Karen, her husband and brother spent some time on the display, she said.

Harold grew up on his parents’ farm during the Depression, when everyone had to fix things themselves in the home, on their cars and machinery and utilize what they had. He took that philosophy to the max. “He made his own Monopoly game out of cereal boxes, cutting up wax paper and painting it green for fake money,” Karen said. Player pieces were carved from wood.

 Not throwing anything away because it could be useful became a mantra for him; he had a barn full of stuff.

“He was an inventor,” Karen said. “He would reverse the wheels on a tractor to see how it would ride. If he needed a ladder, he melted aluminum from items in his barn and would make one. He used the scraps he had and made us a miniature tractor we could ride around on. The parts were all there and he made the engine from other vehicles. He built a steam locomotive from scratch and replicated it perfectly.”

Harold proudly rode that one in a Tilden parade. 

Karen displayed a photo of Harold in his barn of old metal items that were chockablock.

When her father, an electrical engineer, had a problem, he’d write a letter to his brother about it. “And my uncle would write back very descriptively, what they could be,” Karen said, adding that Harold utilized a manual typewriter. “We called them “Click and Clack the Tappet Brothers” based on the weekly NPR show ‘Car Talk,’” Ritter said. “They could communicate about radios, musical instruments and how all these things would work in their letters. He would write about this organ he made. He put in the intricate sounds from manuals he read.”

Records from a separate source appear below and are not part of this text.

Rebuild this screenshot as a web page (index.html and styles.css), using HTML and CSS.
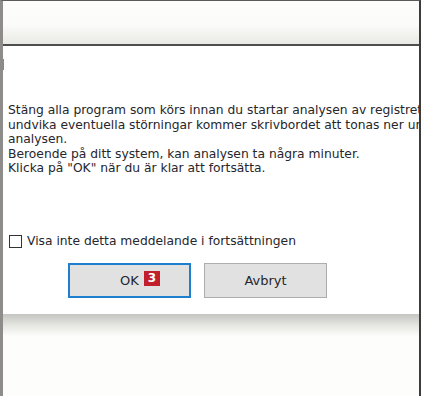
FILE: index.html
```html
<!DOCTYPE html>
<html>
  <head>
    <meta http-equiv="Content-Type" content="text/html;charset=UTF-8" />
    <meta name="viewport" content="width=device-width, initial-scale=1.0" />
    <title>Analys</title>
    <link rel="stylesheet" href="styles.css">
  </head>
  <body>
    <div class="screen">
      <div class="titlebar"></div>

      <div class="dialog">
        <div class="icon_stub"></div>

        <div class="message">
          Stäng alla program som körs innan du startar analysen av registret. För att<br />
          undvika eventuella störningar kommer skrivbordet att tonas ner under<br />
          analysen.<br />
          Beroende på ditt system, kan analysen ta några minuter.<br />
          Klicka på "OK" när du är klar att fortsätta.
        </div>

        <label class="dont_show">
          <span class="checkbox"></span>
          Visa inte detta meddelande i fortsättningen
        </label>

        <div class="buttons">
          <button class="button _default">OK<span class="badge">3</span></button>
          <button class="button">Avbryt</button>
        </div>
      </div>

      <div class="shadow"></div>
    </div>
  </body>
</html>
```

FILE: styles.css
```css
html {
  font-size: 12.3px;
  font-family: "DejaVu Sans", Verdana, sans-serif;
}
body {
  margin: 0;
  width: 421px;
  height: 396px;
  overflow: hidden;
  background-color: #fdfdfb;
  color: #26262c;
}

.screen {
  display: flex;
  flex-direction: column;
  height: 396px;
  box-sizing: border-box;
  border-top: 1px solid #5a5a5a;
  border-left: 3px solid #8e8c8b;
  border-right: 2px solid #3c3c3c;
  overflow: hidden;
}
.titlebar {
  flex: none;
  height: 43px;
  background: linear-gradient(#fdfdfb 0%, #fbfbf9 55%, #e9e9e5 100%);
  border-bottom: 2px solid #4e4e4e;
}

.dialog {
  flex: none;
  display: flex;
  flex-direction: column;
  height: 268px;
  background-color: #ffffff;
}
.icon_stub {
  flex: none;
  width: 2px;
  height: 11px;
  margin: 13px 0 0 -1px;
  background: linear-gradient(90deg, #2a6fb5, #d08a35);
}
.message {
  margin: 33px 0 0 5px;
  line-height: 14.5px;
  white-space: nowrap;
  overflow: hidden;
}
.dont_show {
  display: flex;
  align-items: center;
  gap: 5px;
  height: 15px;
  margin: 58px 0 0 6px;
}
.checkbox {
  width: 11px;
  height: 11px;
  border: 1px solid #333333;
  background-color: #ffffff;
}
.buttons {
  display: flex;
  gap: 13px;
  margin: 14px 0 0 65px;
}
.button {
  position: relative;
  width: 123px;
  height: 35px;
  border: 1px solid #adadad;
  background-color: #e1e1e1;
  font: inherit;
  font-size: 13px;
  color: #26262c;
  padding: 0;
}
.button._default {
  border: 2px solid #1f7fcf;
}
/* red step marker printed over the screenshot */
.badge {
  position: absolute;
  left: 74px;
  top: 6px;
  width: 16px;
  height: 15px;
  line-height: 15px;
  background-color: #c11f2b;
  color: #ffffff;
  font-weight: bold;
  font-size: 12px;
}

.shadow {
  flex: none;
  height: 22px;
  background: linear-gradient(#c4c5c0 0%, #e4e4e0 50%, #fdfdfb 100%);
}
```
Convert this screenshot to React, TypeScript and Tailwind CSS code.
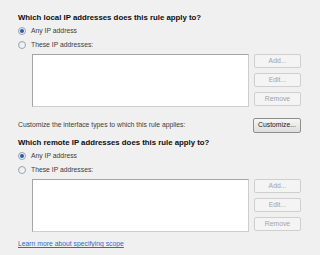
import React from 'react';

const Radio: React.FC<{ checked?: boolean; label: string }> = ({ checked, label }) => (
  <div className="flex items-center h-[8px] gap-[5px]">
    <span className="w-[8px] h-[8px] rounded-full border border-[#9aa3ad] bg-gradient-to-br from-[#e4e6e8] to-[#fafafa] flex items-center justify-center">
      {checked && <span className="w-[4px] h-[4px] rounded-full bg-[#1f5fb0]" />}
    </span>
    <span className="text-[6.8px] leading-[8px] text-[#3c3c3c]">{label}</span>
  </div>
);

const SideButton: React.FC<{ label: string }> = ({ label }) => (
  <div className="h-[14px] w-[47px] border border-[#cfcfcf] rounded-[2px] bg-[#f4f4f4] flex items-center justify-center text-[6.8px] text-[#a3a3a3]">
    {label}
  </div>
);

const AddressBlock: React.FC<{ title: string }> = ({ title }) => (
  <>
    <div className="h-[9px] leading-[9px] text-[7.8px] font-bold text-[#0c0c0c]">{title}</div>
    <div className="mt-[5px]">
      <Radio checked label="Any IP address" />
    </div>
    <div className="mt-[6px]">
      <Radio label="These IP addresses:" />
    </div>
    <div className="mt-[5px] ml-[14px] flex">
      <div className="w-[217px] h-[53px] bg-white border border-[#a5a5a5] border-b-[#cdcdcd] border-r-[#cdcdcd]" />
      <div className="ml-[5px] flex flex-col gap-[5px]">
        <SideButton label="Add..." />
        <SideButton label="Edit..." />
        <SideButton label="Remove" />
      </div>
    </div>
  </>
);

export default function App() {
  return (
    <div
      className="w-[320px] h-[255px] bg-[#f0f0f0] pl-[18px] pt-[13px] overflow-hidden"
      style={{ fontFamily: "'Liberation Sans', Arial, sans-serif" }}
    >
      <AddressBlock title="Which local IP addresses does this rule apply to?" />
      <div className="mt-[11px] w-[283px] h-[15px] flex items-center justify-between">
        <span className="text-[6.8px] text-[#3c3c3c]">Customize the interface types to which this rule applies:</span>
        <div className="h-[15px] w-[48px] border border-[#8e8e8e] rounded-[2px] bg-gradient-to-b from-[#f6f6f6] to-[#dedede] flex items-center justify-center text-[6.8px] text-[#222]">
          Customize...
        </div>
      </div>
      <div className="mt-[5px]">
        <AddressBlock title="Which remote IP addresses does this rule apply to?" />
      </div>
      <div className="mt-[5px] h-[8px] leading-[8px]">
        <span className="text-[6.8px] text-[#3a66c4] underline">Learn more about specifying scope</span>
      </div>
    </div>
  );
}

Harold was quite frankly, a fun uncle, Karen recalled. “My sister Sue said once, ‘I’d like a train track all around the house,’ and he started making the metal for it. One time I was sad because I lost a beloved headband. He just swooped me up and ran around the yard with me.”

The guy was focused on his projects, but he had a ready sense of humor. His blue eyes would, it was reported, twinkle.

One time Sue distracted Harold while he was tending to a cow. He got kicked. No worries. Harold just shook it off. “He was the greatest,” Karen recalled. 

Karen said he would have approved of the local nonprofits that received funding. 

Bellport-Brookhaven Historical Society president Joan Kaelin expressed her gratitude. “These are the generous donations that allow us to continue our mission of community outreach with summer youth programs, adult lectures and social events,” she said, “as well as to maintain the historic buildings and museums on our campus for the enjoyment of the community.” 

 “My uncle was very into kids and he always gave to children’s organizations,” Karen said of the Boys & Girls Club. “The Carmans River Maritime Center he would like, because you’re building things with your hands. Plaza Cinema & Media Arts Center because it’s the arts and they have classes for creating animation and films, and Bellport Brookhaven Historical Society, he would be interested in the museum buildings.”